My exploits as a first time warrior were extolled in my presence and by the time we got home to our warm kitchen filled with admiring ‘gatherers’ I was six feet tall.
I thought of that hunt this morning as I read an excellent Op-Ed by Derrick Jackson, “Want a Glock with your latte?” in the Boston Globe that reminded me of that boyhood experience.
I mention it here to establish my credentials as a former hunter and “gun person” before I launch into what some might think an uninformed tirade of anti gun, anti ‘sportsman,’ blather about my former “comrades in arms.”
As a rule I don’t go to Starbucks, I have, a couple of times, and found that they didn’t have coffee that pretended only to be coffee. Don’t get me wrong, I like coffee and I know the difference between the good stuff and the floor sweepings served up at many cafes but I find the smarmy pretension of Starbucks and the idea of being served by some snooty twenty year old ‘barista’ annoying.

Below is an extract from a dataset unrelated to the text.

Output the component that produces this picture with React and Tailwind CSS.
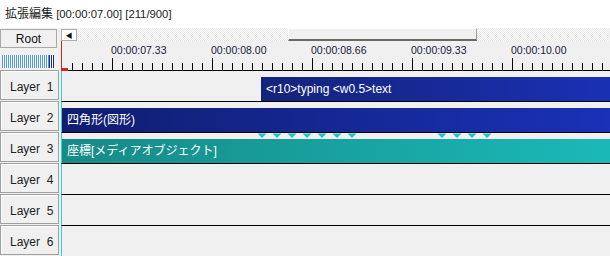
// AviUtl-style extended edit timeline
// title caption, root/meter column, ruler, six layer rows

const FONT = { fontFamily: '"Liberation Sans", "Noto Sans CJK JP", sans-serif' };

const layers = [1, 2, 3, 4, 5, 6];
const majors = [
  { x: 50, label: "00:00:07.33" },
  { x: 150, label: "00:00:08.00" },
  { x: 250, label: "00:00:08.66" },
  { x: 350, label: "00:00:09.33" },
  { x: 450, label: "00:00:10.00" },
];
const keys = [200, 215, 230, 245, 260, 275, 290, 380, 395, 410, 425];

const Ruler = () => {
  const ticks = [];
  for (let x = 10; x < 549; x += 10) {
    const major = (x - 50) % 100 === 0;
    ticks.push(<line key={x} x1={x + 0.5} x2={x + 0.5} y1={major ? 17 : 22} y2={29} stroke="#000" />);
  }
  return (
    <div className="relative h-[30px] bg-[#f0f0f0] border-l border-[#e0201a]">
      {majors.map((m) => (
        <span key={m.x} className="absolute top-[2px] text-[10.5px] leading-[14px] text-[#1a1a3a]" style={{ left: m.x - 1 }}>
          {m.label}
        </span>
      ))}
      <svg className="absolute left-0 top-0" width="549" height="30">
        {ticks}
        <line x1="0" x2="549" y1="29.5" y2="29.5" stroke="#000" />
        <rect x="0" y="27" width="6" height="3" fill="#e0201a" />
      </svg>
    </div>
  );
};

const Bar = ({ className, children }) => (
  <div className={`h-[24px] flex items-center pl-[5px] text-[12px] text-white whitespace-pre ${className}`}>{children}</div>
);

const App = () => {
  return (
    <div className="w-[610px] h-[256px] overflow-hidden bg-[#f0f0f0] text-[#111]" style={FONT}>
      {/* caption */}
      <div className="h-[28px] bg-white flex items-center pl-[5px] text-[#222] whitespace-pre">
        <span className="text-[12px]">拡張編集</span>
        <span className="text-[11.3px]"> [00:00:07.00] [211/900]</span>
      </div>

      <div className="flex">
        {/* left column */}
        <div className="w-[61px] shrink-0">
          <div className="h-[19px] w-[57px] mt-[1px] border border-[#a9a9a9] bg-[#f0f0f0] flex items-center justify-center text-[12px]">
            Root
          </div>
          <div className="h-[22px] flex items-center pl-[2px] pt-[5px]">
            <div className="h-[13px] w-[47px] bg-[repeating-linear-gradient(90deg,#4f97f2_0_1px,#ffffff_1px_2px)]" />
            <div className="h-[13px] w-[5px] bg-[repeating-linear-gradient(90deg,#1b2f7a_0_1px,#ffffff_1px_2px)]" />
          </div>
          {layers.map((n) => (
            <div key={n} className="h-[31px] pb-[1px]">
              <div className="h-[30px] w-[59px] border border-[#a0a0a0] shadow-[inset_1px_1px_0_#fff] bg-[#f0f0f0] flex items-center pl-[9px] pt-[3px] text-[12px] whitespace-pre text-[#222]">
                {`Layer  ${n}`}
              </div>
            </div>
          ))}
        </div>

        {/* timeline */}
        <div className="flex-1 min-w-0">
          <div className="h-[13px] flex">
            <div className="w-[16px] h-[12px] mt-[1px] border border-[#adadad] bg-white flex items-center justify-center text-[7px] leading-none">◀</div>
            <div className="w-[211px] bg-[repeating-conic-gradient(#e6e6e6_0%_25%,#ffffff_0%_50%)] bg-[length:2px_2px]" />
            <div className="w-[189px] h-[13px] bg-[#f0f0f0] border-t border-l border-white border-b-2 border-b-[#6a6a6a] border-r border-r-[#a0a0a0]" />
            <div className="flex-1 bg-[repeating-conic-gradient(#e6e6e6_0%_25%,#ffffff_0%_50%)] bg-[length:2px_2px]" />
          </div>
          <Ruler />
          {layers.map((n) => (
            <div key={n} className="relative h-[31px] pt-[6px] border-b border-black border-l border-l-[#22d8e8]">
              {n === 1 && (
                <div className="flex">
                  <div className="w-[199px]" />
                  <Bar className="flex-1 bg-[linear-gradient(90deg,#14237a,#1a30b4)]">{"<r10>typing <w0.5>text"}</Bar>
                </div>
              )}
              {n === 2 && <Bar className="bg-[linear-gradient(90deg,#0f1e70,#1a31b8)]">四角形(図形)</Bar>}
              {n === 3 && (
                <>
                  <svg className="absolute left-0 top-0" width="548" height="6">
                    {keys.map((x) => (
                      <polygon key={x} points={`${x - 4.5},0.5 ${x + 4.5},0.5 ${x},5`} fill="#1ec4c8" />
                    ))}
                  </svg>
                  <Bar className="bg-[linear-gradient(90deg,#168a86,#1ab9b8)]">座標[メディアオブジェクト]</Bar>
                </>
              )}
            </div>
          ))}
        </div>
      </div>
    </div>
  );
};

export default App;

I prefer the plump little old lady in the white apron at the local café. Alice’s excellent brew comes in one flavor (coffee) and one size (cup) and announces its arrival with the wonderful rich morning smell of well … coffee.
Having established that I have no animosity toward ‘sportsmen,’ a love of coffee and a disdain for baristas I have to announce that I fear people carrying guns, I fear all people carrying guns.

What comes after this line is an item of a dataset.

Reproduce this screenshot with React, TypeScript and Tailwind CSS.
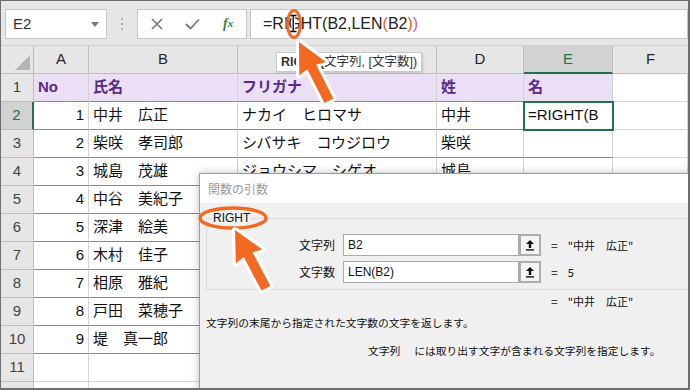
const people = [
  { no: 1, name: "中井　広正", kana: "ナカイ　ヒロマサ", sei: "中井" },
  { no: 2, name: "柴咲　孝司郎", kana: "シバサキ　コウジロウ", sei: "柴咲" },
  { no: 3, name: "城島　茂雄", kana: "ジョウシマ　シゲオ", sei: "城島" },
  { no: 4, name: "中谷　美紀子", kana: "ナカタニ　ミキコ", sei: "中谷" },
  { no: 5, name: "深津　絵美", kana: "フカツ　エミ", sei: "深津" },
  { no: 6, name: "木村　佳子", kana: "キムラ　ヨシコ", sei: "木村" },
  { no: 7, name: "相原　雅紀", kana: "アイハラ　マサキ", sei: "相原" },
  { no: 8, name: "戸田　菜穂子", kana: "トダ　ナホコ", sei: "戸田" },
  { no: 9, name: "堤　真一郎", kana: "ツツミ　シンイチロウ", sei: "堤" },
];

const arrowD = "M0 0 L15 30 L5 28 L5 66 L-5 66 L-5 28 L-15 30 Z";

function RowHead({ n, active }: { n: number; active?: boolean }) {
  return (
    <div
      className={`w-[33px] shrink-0 h-full flex items-center justify-center border-b border-[#bdbdbd] ${
        active ? "bg-[#d2d2d2] text-[#217346] border-r-2 border-r-[#217346]" : "bg-[#e6e6e6] text-[#444] border-r"
      }`}
    >
      {n}
    </div>
  );
}

function Cell({
  w,
  children,
  purple,
  right,
  className = "",
}: {
  w: string;
  children?: React.ReactNode;
  purple?: boolean;
  right?: boolean;
  className?: string;
}) {
  return (
    <div
      className={`${w} shrink-0 h-full flex items-center px-[4px] whitespace-nowrap overflow-hidden border-r border-b border-[#d4d4d4] ${
        purple ? "border-b-[#a66fd6]" : ""
      } ${right ? "justify-end" : ""} ${className}`}
    >
      {children}
    </div>
  );
}

function UpButton() {
  return (
    <div className="w-[22px] h-[22px] shrink-0 border-2 border-[#adadad] bg-[#f4f4f4] flex items-center justify-center">
      <svg width="10" height="12" viewBox="0 0 10 12">
        <path d="M5 1 L9 5 H6.2 V9 H3.8 V5 H1 Z" fill="#111" />
        <rect x="1" y="10.2" width="8" height="1.4" fill="#111" />
      </svg>
    </div>
  );
}

export default function App() {
  return (
    <div className="relative w-[690px] h-[390px] overflow-hidden bg-white border-t border-l border-r-2 border-b-2 border-[#6e6e6e] font-['Liberation_Sans','Noto_Sans_CJK_JP',sans-serif]">
      {/* formula bar */}
      <div className="h-[45px] bg-[#e6e6e6] border-b border-[#d0d0d0] flex items-start pt-[8px] pl-[4px]">
        <div className="w-[102px] h-[30px] shrink-0 bg-white border border-[#c6c6c6] flex items-center pl-[7px] pr-[7px] text-[15px] text-[#333]">
          <span className="flex-1">E2</span>
          <svg width="8" height="5" viewBox="0 0 8 5">
            <path d="M0 0 H8 L4 5 Z" fill="#7a7a7a" />
          </svg>
        </div>
        <div className="w-[30px] h-[30px] shrink-0 flex flex-col items-center justify-center gap-[3px]">
          <span className="w-[2px] h-[2px] bg-[#a8a8a8]" />
          <span className="w-[2px] h-[2px] bg-[#a8a8a8]" />
          <span className="w-[2px] h-[2px] bg-[#a8a8a8]" />
        </div>
        <div className="w-[110px] h-[30px] shrink-0 bg-white border border-[#c6c6c6] flex items-center pl-[1px]">
          <div className="w-[36px] flex justify-center">
            <svg width="12" height="12" viewBox="0 0 12 12">
              <path d="M1 1 L11 11 M11 1 L1 11" stroke="#777" strokeWidth="1.6" />
            </svg>
          </div>
          <div className="w-[36px] flex justify-center">
            <svg width="15" height="12" viewBox="0 0 15 12">
              <path d="M1 6 L5.5 10.5 L14 1.5" stroke="#777" strokeWidth="1.8" fill="none" />
            </svg>
          </div>
          <div className="w-[36px] flex justify-center font-['Liberation_Serif',serif] italic font-bold text-[14px] text-[#3d7d4a] leading-none">
            f<span className="text-[11px] relative top-[1px]">x</span>
          </div>
        </div>
        <div className="ml-[3px] flex-1 h-[30px] bg-white border border-[#c6c6c6] flex items-center pl-[12px] text-[16px] text-[#222]">
          =RIGHT(B2,LEN<span className="text-[#e0592b]">(</span>B2<span className="text-[#e0592b]">)</span>
          <span className="text-[#c25aa6]">)</span>
        </div>
      </div>

      {/* column headers */}
      <div className="h-[28px] flex text-[15px] text-[#262626]">
        <div className="w-[33px] shrink-0 h-full bg-[#e6e6e6] border-r border-b border-[#bdbdbd] flex items-end justify-end p-[3px]">
          <svg width="15" height="15" viewBox="0 0 15 15">
            <path d="M15 0 V15 H0 Z" fill="#b5b5b5" />
          </svg>
        </div>
        {[
          ["A", "w-[55px]"],
          ["B", "w-[149px]"],
          ["C", "w-[199px]"],
          ["D", "w-[87px]"],
        ].map(([l, w]) => (
          <div key={l} className={`${w} shrink-0 h-full bg-[#e6e6e6] border-r border-b border-[#bdbdbd] flex items-center justify-center`}>
            {l}
          </div>
        ))}
        <div className="w-[89px] shrink-0 h-full bg-[#d2d2d2] text-[#217346] border-r border-[#bdbdbd] border-b-2 border-b-[#217346] flex items-center justify-center">
          E
        </div>
        <div className="flex-1 h-full bg-[#e6e6e6] border-b border-[#bdbdbd] flex items-center justify-center">F</div>
      </div>

      {/* row 1: table header */}
      <div className="h-[28px] flex text-[15px]">
        <RowHead n={1} />
        {[
          ["No", "w-[55px]"],
          ["氏名", "w-[149px]"],
          ["フリガナ", "w-[199px]"],
          ["姓", "w-[87px]"],
          ["名", "w-[89px]"],
        ].map(([t, w]) => (
          <Cell key={t} w={w} purple className="bg-[#ebdff6] font-bold text-[#5b2a88]">
            {t}
          </Cell>
        ))}
        <Cell w="flex-1" />
      </div>

      {/* data rows */}
      {people.map((p) => (
        <div key={p.no} className="h-[28px] flex text-[15px] text-[#111]">
          <RowHead n={p.no + 1} active={p.no === 1} />
          <Cell w="w-[55px]" purple right>
            {p.no}
          </Cell>
          <Cell w="w-[149px]" purple>
            {p.name}
          </Cell>
          <Cell w="w-[199px]" purple>
            {p.kana}
          </Cell>
          <Cell w="w-[87px]" purple>
            {p.sei}
          </Cell>
          {p.no === 1 ? (
            <Cell w="w-[89px]" purple className="relative z-10 outline-2 outline-[#217346] -outline-offset-1">
              =RIGHT(B
            </Cell>
          ) : (
            <Cell w="w-[89px]" purple />
          )}
          <Cell w="flex-1" />
        </div>
      ))}

      {[11, 12].map((n) => (
        <div key={n} className="h-[28px] flex text-[15px]">
          <RowHead n={n} />
          <Cell w="w-[55px]" />
          <Cell w="w-[149px]" />
          <Cell w="w-[199px]" />
          <Cell w="w-[87px]" />
          <Cell w="w-[89px]" />
          <Cell w="flex-1" />
        </div>
      ))}

      {/* syntax tooltip */}
      <div className="absolute left-[275px] top-[51px] h-[20px] px-[4px] bg-white border border-[#c8c8c8] shadow-[1px_1px_2px_rgba(0,0,0,0.15)] flex items-center text-[12.5px] text-[#333] whitespace-nowrap">
        <span className="font-bold">RIGHT(</span>文字列, [文字数])
      </div>

      {/* function arguments dialog */}
      <div className="absolute left-[198px] top-[172px] w-[520px] h-[230px] bg-[#f0f0f0] border border-[#9c9c9c] shadow-[0_0_8px_rgba(0,0,0,0.25)] text-[#111] font-['Noto_Sans_CJK_JP',sans-serif]">
        <div className="h-[29px] bg-white flex items-center pl-[8px] text-[12px] text-[#9a9a9a]">関数の引数</div>
        <div className="pt-[15px] pl-[6px]">
          <div className="relative h-[72px] border border-[#dcdcdc] pt-[15px] flex flex-col gap-[5px]">
            <span className="absolute left-[5px] -top-[9px] px-[1px] bg-[#f0f0f0] text-[12px] leading-[16px] font-['Liberation_Sans',sans-serif]">
              RIGHT
            </span>
            {[
              ["文字列", "B2", "\"中井　広正\""],
              ["文字数", "LEN(B2)", "5"],
            ].map(([label, val, res]) => (
              <div key={label} className="h-[22px] flex items-center">
                <div className="w-[128px] shrink-0 text-right text-[12px]">{label}</div>
                <div className="ml-[8px] w-[176px] h-[22px] shrink-0 bg-white border border-[#aaa] flex items-center pl-[4px] text-[12px] font-['Liberation_Sans',sans-serif]">
                  {val}
                </div>
                <UpButton />
                <span className="ml-[10px] text-[12px]">=</span>
                <span className="ml-[10px] text-[11px]">{res}</span>
              </div>
            ))}
          </div>
        </div>
        <div className="mt-[4px] pl-[351px] h-[14px] flex items-center text-[11px]">
          <span className="text-[12px]">=</span>
          <span className="ml-[10px]">"中井　広正"</span>
        </div>
        <div className="mt-[8px] pl-[6px] h-[14px] flex items-center text-[10.75px]">
          文字列の末尾から指定された文字数の文字を返します。
        </div>
        <div className="mt-[14px] pl-[168px] h-[14px] flex items-center text-[10.75px]">
          <span>文字列</span>
          <span className="ml-[14px]">には取り出す文字が含まれる文字列を指定します。</span>
        </div>
      </div>

      {/* callout drawings */}
      <svg className="absolute left-0 top-0 pointer-events-none" width="690" height="390" viewBox="0 0 690 390">
        <path d="M289 14.5 H295.5 M292.2 14.5 V30.5 M289 30.5 H295.5" stroke="#fff" strokeWidth="3.5" fill="none" />
        <path d="M289 14.5 H295.5 M292.2 14.5 V30.5 M289 30.5 H295.5" stroke="#000" strokeWidth="1.3" fill="none" />
        <ellipse cx="293" cy="23" rx="6.5" ry="13.5" fill="none" stroke="#f26a21" strokeWidth="3" />
        <g transform="translate(298 41) rotate(-27)">
          <path d={arrowD} fill="#f26a21" stroke="#fff" strokeWidth="6" strokeLinejoin="round" paintOrder="stroke" />
        </g>
        <ellipse cx="232" cy="217" rx="33" ry="10" fill="none" stroke="#f26a21" strokeWidth="3.5" />
        <g transform="translate(234 229) rotate(-28)">
          <path d={arrowD} fill="#f26a21" stroke="#fff" strokeWidth="6" strokeLinejoin="round" paintOrder="stroke" />
        </g>
      </svg>
    </div>
  );
}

Over the years I’ve had friends and acquaintances who were on the police force or who carried guns for other work related reasons. When they carried guns openly, in plain sight it made me ill at ease, uncomfortable in their presence and I always found an excuse to be elsewhere as soon as I could make a graceful exit.
It’s not that I feared that they would shoot me, it’s because I knew that they could. The forbidding latent lethality of that cold piece of iron always brings back the memories of cold dead eyes.

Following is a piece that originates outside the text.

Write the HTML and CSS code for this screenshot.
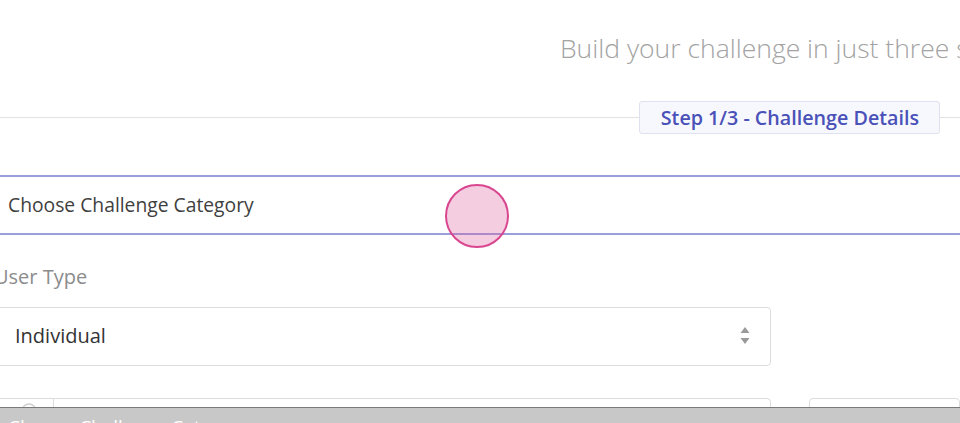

Half the citizens I encounter while making my daily rounds in life may be armed, ‘packing heat’ ‘carrying a piece,’ a rod or a roscoe in their skivvies and I wouldn’t know it. Out of sight, out of mind I suppose, but as soon as those weapons are in plain sight I admit to getting a little nervous.
I can’t think of any reason why I would get up in the morning, get dressed and before I head out for coffee or breakfast, strap on a side arm. This may be normal behavior among troops in a war zone (and was for me as a young Marine) but I find it completely antisocial and alarming on the part of civilians.
Some people may do this with a degree of innocent bumpkinly naiveté, or simple minded strutting machismo but I think that most folks who strap on guns before ordering a cinnamon dolce latte or a macchiato from Chad the Barista are probably latent psychos and potentially explosive and dangerous.
Jackson makes the point in his article that we are steadily evolving into a culture with a siege mentality:
In a new book, “The Insecure American,’’ editors Catherine Besteman and Hugh Gusterson write that fear “has fueled a growing fortress mentality among the American public and the government . . . The obsessive focus on securitizing the landscape means turning American neighborhoods, schools, transportation centers, shopping malls, public spaces, and government buildings into fortresses surrounded by walls and monitored by surveillance systems.’’
If I stop into the local café and have to pinch myself because it looks like the Long Branch Saloon I’ll just turn and find another place for breakfast.
I’m in no danger I suppose, because as I said, I don’t go to Starbucks, but if you do… don’t even think about cutting in line.